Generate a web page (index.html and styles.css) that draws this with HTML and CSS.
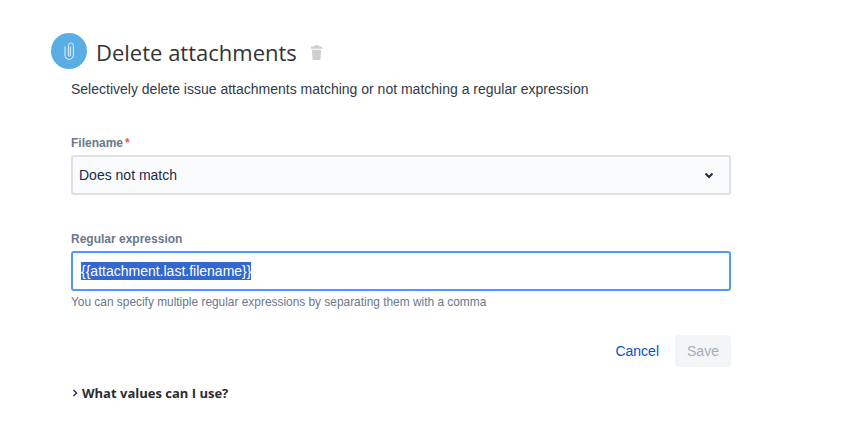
FILE: index.html
```html
<!DOCTYPE html>
<html lang="en">
<head>
<meta charset="utf-8">
<title>Delete attachments</title>
<link rel="stylesheet" href="styles.css">
</head>
<body>
<main class="page">
  <header class="head">
    <span class="badge">
      <svg width="11" height="18" viewBox="0 0 11 18" fill="none" stroke="#e4f2fb" stroke-width="1" stroke-linecap="round"><path d="M1 5v8.200a4.200 4.200 0 0 0 8.400 0V3.500a2.500 2.500 0 0 0-5 0v9.500a1 1 0 0 0 2 0V5"/></svg>
    </span>
    <h1 class="title">Delete attachments</h1>
    <svg class="trash" width="13" height="15" viewBox="0 0 14 16" fill="#cfcfcf"><path d="M5 0h4l.6 1.500H13V4H1V1.500h3.400zM2 5h10l-.7 10.200a.8.8 0 0 1-.8.800h-7a.8.8 0 0 1-.8-.8z"/></svg>
  </header>
  <div class="content">
    <p class="desc">Selectively delete issue attachments matching or not matching a regular expression</p>
    <div class="field first">
      <div class="label">Filename<span class="req">*</span></div>
      <div class="select">
        <span>Does not match</span>
        <svg width="12" height="12" viewBox="0 0 12 12" fill="none" stroke="#172b4d" stroke-width="2"><path d="M2.500 4.500 6 8l3.500-3.500"/></svg>
      </div>
    </div>
    <div class="field second">
      <div class="label">Regular expression</div>
      <div class="input"><span class="selected">{{attachment.last.filename}}</span></div>
      <div class="help">You can specify multiple regular expressions by separating them with a comma</div>
    </div>
    <div class="actions">
      <a class="cancel">Cancel</a>
      <button class="save" type="button" disabled>Save</button>
    </div>
    <div class="more">
      <svg width="8" height="10" viewBox="0 0 8 10" fill="none" stroke="#253858" stroke-width="1.500"><path d="M2.500 2 5.500 5l-3 3"/></svg>
      <span>What values can I use?</span>
    </div>
  </div>
</main>
</body>
</html>
```
FILE: styles.css
```css
* { box-sizing: border-box; }
html, body { margin: 0; background: #fff; }
body { width: 862px; height: 431px; overflow: hidden; font-family: "Liberation Sans", Arial, sans-serif; color: #172b4d; }
.page { padding: 33px 0 0 51px; width: 731px; }
.head { display: flex; align-items: center; height: 36px; }
.badge { width: 36px; height: 36px; border-radius: 50%; background: #5aaee4; display: flex; align-items: center; justify-content: center; }
.title { margin: 2px 0 0 9px; font: 400 22px/36px "Open Sans", sans-serif; color: #333; }
.trash { margin: 3px 0 0 13px; }
.content { padding-left: 20px; }
.desc { margin: 10px 0 0; font-size: 14px; line-height: 20px; color: #2f3a4c; height: 20px; }
.field.first { margin-top: 36px; }
.field.second { margin-top: 36px; }
.label { font-size: 12px; font-weight: 700; line-height: 16px; color: #6b778c; }
.req { color: #ff5630; margin-left: 2px; }
.select { margin-top: 4px; height: 40px; border: 2px solid #dfe1e6; border-radius: 3px; background: #fafbfc; display: flex; align-items: center; justify-content: space-between; padding: 0 14px 0 6px; font-size: 14px; color: #172b4d; }
.input { margin-top: 4px; height: 40px; border: 2px solid #4c9aff; border-radius: 3px; background: #fff; display: flex; align-items: center; padding: 0 8px; font-size: 14px; }
.selected { background: #3367d1; color: #fff; line-height: 18px; }
.help { margin-top: 3px; font-size: 11.900px; line-height: 16px; color: #6b778c; }
.actions { display: flex; justify-content: flex-end; align-items: center; gap: 16px; margin-top: 25px; }
.cancel { color: #0052cc; font-size: 14px; }
.save { width: 56px; height: 32px; border: 0; border-radius: 3px; background: #f4f5f7; color: #a5adba; font: 400 14px "Liberation Sans", Arial, sans-serif; padding: 0; }
.more { display: flex; align-items: center; gap: 3px; margin-top: 16px; font: 700 13px/20px "Open Sans", sans-serif; color: #2b2b33; }
```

### PROBLEM TO SOLVE
Exactly as written, return every line of the listing, but not the pictures.

### REPLY TO THE EXERCISE
Generate a web page (index.html and styles.css) that draws this with HTML and CSS.
FILE: index.html
```html
<!DOCTYPE html>
<html lang="en">
<head>
<meta charset="utf-8">
<title>Delete attachments</title>
<link rel="stylesheet" href="styles.css">
</head>
<body>
<main class="page">
  <header class="head">
    <span class="badge">
      <svg width="11" height="18" viewBox="0 0 11 18" fill="none" stroke="#e4f2fb" stroke-width="1" stroke-linecap="round"><path d="M1 5v8.200a4.200 4.200 0 0 0 8.400 0V3.500a2.500 2.500 0 0 0-5 0v9.500a1 1 0 0 0 2 0V5"/></svg>
    </span>
    <h1 class="title">Delete attachments</h1>
    <svg class="trash" width="13" height="15" viewBox="0 0 14 16" fill="#cfcfcf"><path d="M5 0h4l.6 1.500H13V4H1V1.500h3.400zM2 5h10l-.7 10.200a.8.8 0 0 1-.8.800h-7a.8.8 0 0 1-.8-.8z"/></svg>
  </header>
  <div class="content">
    <p class="desc">Selectively delete issue attachments matching or not matching a regular expression</p>
    <div class="field first">
      <div class="label">Filename<span class="req">*</span></div>
      <div class="select">
        <span>Does not match</span>
        <svg width="12" height="12" viewBox="0 0 12 12" fill="none" stroke="#172b4d" stroke-width="2"><path d="M2.500 4.500 6 8l3.500-3.500"/></svg>
      </div>
    </div>
    <div class="field second">
      <div class="label">Regular expression</div>
      <div class="input"><span class="selected">{{attachment.last.filename}}</span></div>
      <div class="help">You can specify multiple regular expressions by separating them with a comma</div>
    </div>
    <div class="actions">
      <a class="cancel">Cancel</a>
      <button class="save" type="button" disabled>Save</button>
    </div>
    <div class="more">
      <svg width="8" height="10" viewBox="0 0 8 10" fill="none" stroke="#253858" stroke-width="1.500"><path d="M2.500 2 5.500 5l-3 3"/></svg>
      <span>What values can I use?</span>
    </div>
  </div>
</main>
</body>
</html>
```
FILE: styles.css
```css
* { box-sizing: border-box; }
html, body { margin: 0; background: #fff; }
body { width: 862px; height: 431px; overflow: hidden; font-family: "Liberation Sans", Arial, sans-serif; color: #172b4d; }
.page { padding: 33px 0 0 51px; width: 731px; }
.head { display: flex; align-items: center; height: 36px; }
.badge { width: 36px; height: 36px; border-radius: 50%; background: #5aaee4; display: flex; align-items: center; justify-content: center; }
.title { margin: 2px 0 0 9px; font: 400 22px/36px "Open Sans", sans-serif; color: #333; }
.trash { margin: 3px 0 0 13px; }
.content { padding-left: 20px; }
.desc { margin: 10px 0 0; font-size: 14px; line-height: 20px; color: #2f3a4c; height: 20px; }
.field.first { margin-top: 36px; }
.field.second { margin-top: 36px; }
.label { font-size: 12px; font-weight: 700; line-height: 16px; color: #6b778c; }
.req { color: #ff5630; margin-left: 2px; }
.select { margin-top: 4px; height: 40px; border: 2px solid #dfe1e6; border-radius: 3px; background: #fafbfc; display: flex; align-items: center; justify-content: space-between; padding: 0 14px 0 6px; font-size: 14px; color: #172b4d; }
.input { margin-top: 4px; height: 40px; border: 2px solid #4c9aff; border-radius: 3px; background: #fff; display: flex; align-items: center; padding: 0 8px; font-size: 14px; }
.selected { background: #3367d1; color: #fff; line-height: 18px; }
.help { margin-top: 3px; font-size: 11.900px; line-height: 16px; color: #6b778c; }
.actions { display: flex; justify-content: flex-end; align-items: center; gap: 16px; margin-top: 25px; }
.cancel { color: #0052cc; font-size: 14px; }
.save { width: 56px; height: 32px; border: 0; border-radius: 3px; background: #f4f5f7; color: #a5adba; font: 400 14px "Liberation Sans", Arial, sans-serif; padding: 0; }
.more { display: flex; align-items: center; gap: 3px; margin-top: 16px; font: 700 13px/20px "Open Sans", sans-serif; color: #2b2b33; }
```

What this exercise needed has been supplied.